Code that builds pages
○ ○ ○ ○ ○ ○ ○

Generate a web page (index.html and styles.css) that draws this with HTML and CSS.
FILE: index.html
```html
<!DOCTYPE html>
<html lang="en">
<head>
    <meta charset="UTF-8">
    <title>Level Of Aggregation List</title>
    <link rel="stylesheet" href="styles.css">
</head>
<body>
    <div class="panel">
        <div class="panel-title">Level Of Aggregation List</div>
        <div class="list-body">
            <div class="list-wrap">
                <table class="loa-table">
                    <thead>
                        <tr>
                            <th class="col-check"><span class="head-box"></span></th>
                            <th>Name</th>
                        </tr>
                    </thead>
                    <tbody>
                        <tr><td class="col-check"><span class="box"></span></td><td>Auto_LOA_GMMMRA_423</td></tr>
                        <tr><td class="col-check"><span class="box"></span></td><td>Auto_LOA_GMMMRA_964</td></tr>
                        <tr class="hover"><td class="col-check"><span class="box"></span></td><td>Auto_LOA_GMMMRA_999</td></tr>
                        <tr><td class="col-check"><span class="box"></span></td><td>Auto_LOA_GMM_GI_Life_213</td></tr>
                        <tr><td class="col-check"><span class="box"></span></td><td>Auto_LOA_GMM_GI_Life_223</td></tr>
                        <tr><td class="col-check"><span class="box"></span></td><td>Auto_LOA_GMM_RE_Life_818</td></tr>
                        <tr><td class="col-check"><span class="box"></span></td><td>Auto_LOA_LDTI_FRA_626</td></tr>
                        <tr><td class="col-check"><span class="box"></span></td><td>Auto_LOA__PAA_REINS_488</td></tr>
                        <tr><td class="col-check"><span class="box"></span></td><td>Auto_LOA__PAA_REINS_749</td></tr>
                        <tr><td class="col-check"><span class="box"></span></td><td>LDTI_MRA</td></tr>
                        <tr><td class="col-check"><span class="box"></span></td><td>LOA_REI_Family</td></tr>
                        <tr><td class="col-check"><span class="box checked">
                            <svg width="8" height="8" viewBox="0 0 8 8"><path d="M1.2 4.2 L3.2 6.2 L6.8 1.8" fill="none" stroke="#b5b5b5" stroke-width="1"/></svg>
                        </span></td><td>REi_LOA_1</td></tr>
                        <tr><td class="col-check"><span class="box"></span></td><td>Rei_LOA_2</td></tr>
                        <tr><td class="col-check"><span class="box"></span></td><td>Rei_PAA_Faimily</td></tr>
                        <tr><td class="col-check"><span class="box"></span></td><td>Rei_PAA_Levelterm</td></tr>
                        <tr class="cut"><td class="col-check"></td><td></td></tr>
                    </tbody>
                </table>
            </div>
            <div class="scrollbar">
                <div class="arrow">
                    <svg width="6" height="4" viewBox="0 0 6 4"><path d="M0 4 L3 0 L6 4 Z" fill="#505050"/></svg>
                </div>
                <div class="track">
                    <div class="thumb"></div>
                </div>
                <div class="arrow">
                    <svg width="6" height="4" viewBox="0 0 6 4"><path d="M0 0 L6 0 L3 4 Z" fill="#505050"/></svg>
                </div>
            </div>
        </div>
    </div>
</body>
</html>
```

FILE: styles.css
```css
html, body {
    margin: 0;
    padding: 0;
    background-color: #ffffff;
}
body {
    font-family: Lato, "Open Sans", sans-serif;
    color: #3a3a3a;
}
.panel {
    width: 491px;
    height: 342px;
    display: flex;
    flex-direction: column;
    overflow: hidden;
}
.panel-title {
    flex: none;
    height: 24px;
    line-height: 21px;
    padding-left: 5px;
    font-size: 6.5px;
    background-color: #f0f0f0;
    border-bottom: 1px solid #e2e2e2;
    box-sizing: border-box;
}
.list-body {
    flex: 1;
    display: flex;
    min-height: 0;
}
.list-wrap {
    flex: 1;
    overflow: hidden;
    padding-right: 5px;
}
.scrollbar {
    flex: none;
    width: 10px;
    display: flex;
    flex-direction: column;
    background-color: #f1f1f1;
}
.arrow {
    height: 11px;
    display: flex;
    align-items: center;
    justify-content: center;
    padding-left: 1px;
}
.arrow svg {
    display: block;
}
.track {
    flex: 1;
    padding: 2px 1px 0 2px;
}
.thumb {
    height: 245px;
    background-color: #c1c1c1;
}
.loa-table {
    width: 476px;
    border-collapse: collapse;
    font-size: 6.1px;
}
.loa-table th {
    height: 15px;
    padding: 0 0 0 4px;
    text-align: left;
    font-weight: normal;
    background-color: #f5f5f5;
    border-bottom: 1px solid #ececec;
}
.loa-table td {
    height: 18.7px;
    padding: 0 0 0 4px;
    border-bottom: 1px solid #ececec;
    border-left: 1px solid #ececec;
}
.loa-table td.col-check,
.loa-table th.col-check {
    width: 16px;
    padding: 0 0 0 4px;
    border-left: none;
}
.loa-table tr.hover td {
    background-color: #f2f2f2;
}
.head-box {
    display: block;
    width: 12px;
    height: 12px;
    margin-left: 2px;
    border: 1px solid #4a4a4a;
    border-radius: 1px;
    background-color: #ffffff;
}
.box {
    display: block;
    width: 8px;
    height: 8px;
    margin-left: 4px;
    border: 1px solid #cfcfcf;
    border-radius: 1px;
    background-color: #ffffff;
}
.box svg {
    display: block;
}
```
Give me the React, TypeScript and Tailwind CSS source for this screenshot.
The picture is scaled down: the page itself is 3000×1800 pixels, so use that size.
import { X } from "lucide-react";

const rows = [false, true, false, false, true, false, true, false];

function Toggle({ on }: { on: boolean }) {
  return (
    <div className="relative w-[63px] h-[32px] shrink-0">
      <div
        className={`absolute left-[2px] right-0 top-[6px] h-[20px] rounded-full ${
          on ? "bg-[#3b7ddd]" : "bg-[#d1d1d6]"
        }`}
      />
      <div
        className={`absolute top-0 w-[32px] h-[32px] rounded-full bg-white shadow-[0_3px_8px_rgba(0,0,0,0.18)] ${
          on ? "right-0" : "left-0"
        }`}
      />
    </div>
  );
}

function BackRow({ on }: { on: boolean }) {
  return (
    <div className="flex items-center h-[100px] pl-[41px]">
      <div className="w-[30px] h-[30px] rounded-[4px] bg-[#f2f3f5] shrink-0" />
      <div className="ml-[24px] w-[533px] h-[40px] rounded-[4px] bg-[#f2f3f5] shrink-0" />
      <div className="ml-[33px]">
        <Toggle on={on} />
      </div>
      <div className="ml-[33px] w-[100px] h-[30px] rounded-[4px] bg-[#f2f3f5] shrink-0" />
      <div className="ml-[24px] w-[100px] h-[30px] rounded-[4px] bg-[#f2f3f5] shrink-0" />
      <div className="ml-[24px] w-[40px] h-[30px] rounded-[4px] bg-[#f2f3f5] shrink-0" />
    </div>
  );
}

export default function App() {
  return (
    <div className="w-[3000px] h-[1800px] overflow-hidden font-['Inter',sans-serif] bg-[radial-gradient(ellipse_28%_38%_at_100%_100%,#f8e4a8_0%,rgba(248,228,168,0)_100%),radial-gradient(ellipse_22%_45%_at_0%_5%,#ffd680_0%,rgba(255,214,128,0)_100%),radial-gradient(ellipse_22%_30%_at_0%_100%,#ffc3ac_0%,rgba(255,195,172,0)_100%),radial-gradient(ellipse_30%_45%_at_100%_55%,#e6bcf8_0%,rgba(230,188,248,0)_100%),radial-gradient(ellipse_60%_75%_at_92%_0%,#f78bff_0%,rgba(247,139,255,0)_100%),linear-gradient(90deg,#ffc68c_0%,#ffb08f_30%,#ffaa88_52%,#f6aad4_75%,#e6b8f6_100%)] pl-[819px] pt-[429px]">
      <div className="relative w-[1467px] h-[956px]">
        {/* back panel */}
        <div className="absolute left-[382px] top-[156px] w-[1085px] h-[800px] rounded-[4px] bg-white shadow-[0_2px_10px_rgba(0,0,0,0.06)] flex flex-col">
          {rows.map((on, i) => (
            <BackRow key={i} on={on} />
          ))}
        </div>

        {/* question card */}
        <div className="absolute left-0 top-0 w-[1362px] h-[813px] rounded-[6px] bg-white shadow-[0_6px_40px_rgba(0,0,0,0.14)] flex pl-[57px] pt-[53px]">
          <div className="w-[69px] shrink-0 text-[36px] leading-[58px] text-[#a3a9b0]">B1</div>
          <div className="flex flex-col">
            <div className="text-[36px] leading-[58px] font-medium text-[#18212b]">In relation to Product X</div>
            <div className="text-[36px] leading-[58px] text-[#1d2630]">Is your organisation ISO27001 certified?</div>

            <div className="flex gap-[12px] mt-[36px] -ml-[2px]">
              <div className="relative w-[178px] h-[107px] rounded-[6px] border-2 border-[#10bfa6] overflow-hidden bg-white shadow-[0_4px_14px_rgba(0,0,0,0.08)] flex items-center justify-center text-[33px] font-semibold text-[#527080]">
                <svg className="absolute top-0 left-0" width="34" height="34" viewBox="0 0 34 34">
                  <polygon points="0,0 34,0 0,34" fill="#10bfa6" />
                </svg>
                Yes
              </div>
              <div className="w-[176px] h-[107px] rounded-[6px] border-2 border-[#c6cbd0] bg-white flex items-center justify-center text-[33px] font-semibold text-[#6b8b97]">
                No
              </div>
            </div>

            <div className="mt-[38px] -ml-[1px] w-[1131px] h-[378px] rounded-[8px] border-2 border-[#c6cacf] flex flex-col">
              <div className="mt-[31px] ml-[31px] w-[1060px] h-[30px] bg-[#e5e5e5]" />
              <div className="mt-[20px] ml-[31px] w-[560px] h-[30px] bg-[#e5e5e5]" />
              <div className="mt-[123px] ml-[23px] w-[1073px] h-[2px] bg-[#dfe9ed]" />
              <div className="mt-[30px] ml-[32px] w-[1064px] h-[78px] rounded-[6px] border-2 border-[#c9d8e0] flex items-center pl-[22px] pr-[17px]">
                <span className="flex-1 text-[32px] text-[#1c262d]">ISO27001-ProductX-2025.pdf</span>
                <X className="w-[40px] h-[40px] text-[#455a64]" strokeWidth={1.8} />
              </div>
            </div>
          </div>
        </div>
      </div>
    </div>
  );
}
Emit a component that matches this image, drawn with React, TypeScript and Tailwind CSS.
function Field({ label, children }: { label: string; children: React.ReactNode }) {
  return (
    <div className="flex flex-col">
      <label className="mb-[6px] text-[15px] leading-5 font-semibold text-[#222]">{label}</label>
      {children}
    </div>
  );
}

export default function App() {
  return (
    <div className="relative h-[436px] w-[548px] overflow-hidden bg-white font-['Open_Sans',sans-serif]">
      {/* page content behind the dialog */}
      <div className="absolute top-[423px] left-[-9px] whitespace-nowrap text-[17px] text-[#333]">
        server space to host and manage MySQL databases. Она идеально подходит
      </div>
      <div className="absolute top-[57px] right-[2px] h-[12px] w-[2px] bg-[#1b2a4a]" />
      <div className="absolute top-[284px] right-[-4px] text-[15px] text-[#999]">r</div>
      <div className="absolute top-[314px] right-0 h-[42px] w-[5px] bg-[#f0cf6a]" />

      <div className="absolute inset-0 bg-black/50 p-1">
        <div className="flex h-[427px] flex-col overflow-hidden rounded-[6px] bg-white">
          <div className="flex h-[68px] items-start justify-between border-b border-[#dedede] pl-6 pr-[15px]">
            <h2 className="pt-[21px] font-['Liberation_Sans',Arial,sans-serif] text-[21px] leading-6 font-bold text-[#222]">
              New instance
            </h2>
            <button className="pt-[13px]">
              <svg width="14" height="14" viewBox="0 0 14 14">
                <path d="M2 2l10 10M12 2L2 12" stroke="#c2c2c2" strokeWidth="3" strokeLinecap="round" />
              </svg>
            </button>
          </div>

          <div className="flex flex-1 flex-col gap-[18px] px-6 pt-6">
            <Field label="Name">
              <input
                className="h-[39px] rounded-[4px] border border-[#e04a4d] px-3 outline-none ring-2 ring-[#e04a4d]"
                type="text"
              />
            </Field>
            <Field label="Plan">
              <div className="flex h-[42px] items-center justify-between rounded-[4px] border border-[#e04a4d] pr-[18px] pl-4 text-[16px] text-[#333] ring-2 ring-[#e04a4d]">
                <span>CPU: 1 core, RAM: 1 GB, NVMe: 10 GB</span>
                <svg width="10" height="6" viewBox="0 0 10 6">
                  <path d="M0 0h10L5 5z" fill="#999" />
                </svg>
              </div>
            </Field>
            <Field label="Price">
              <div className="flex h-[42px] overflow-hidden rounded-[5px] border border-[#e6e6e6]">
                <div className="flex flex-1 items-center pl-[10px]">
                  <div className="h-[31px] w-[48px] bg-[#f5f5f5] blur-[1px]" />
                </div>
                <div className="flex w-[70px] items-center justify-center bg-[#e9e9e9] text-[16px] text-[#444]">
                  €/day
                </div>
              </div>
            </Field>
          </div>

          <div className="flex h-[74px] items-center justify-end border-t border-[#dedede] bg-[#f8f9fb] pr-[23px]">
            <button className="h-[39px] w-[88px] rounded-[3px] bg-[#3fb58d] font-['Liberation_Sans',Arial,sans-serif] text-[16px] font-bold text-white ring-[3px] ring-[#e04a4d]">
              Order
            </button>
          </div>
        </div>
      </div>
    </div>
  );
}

○ ○ ○ ○ ○ ○ ○

Given request> Output exactly one stretch of the listing: from the line containing "The picture is" through the line containing "false, true, false];", both end lines included.

Exercise result>
The picture is scaled down: the page itself is 3000×1800 pixels, so use that size.
import { X } from "lucide-react";

const rows = [false, true, false, false, true, false, true, false];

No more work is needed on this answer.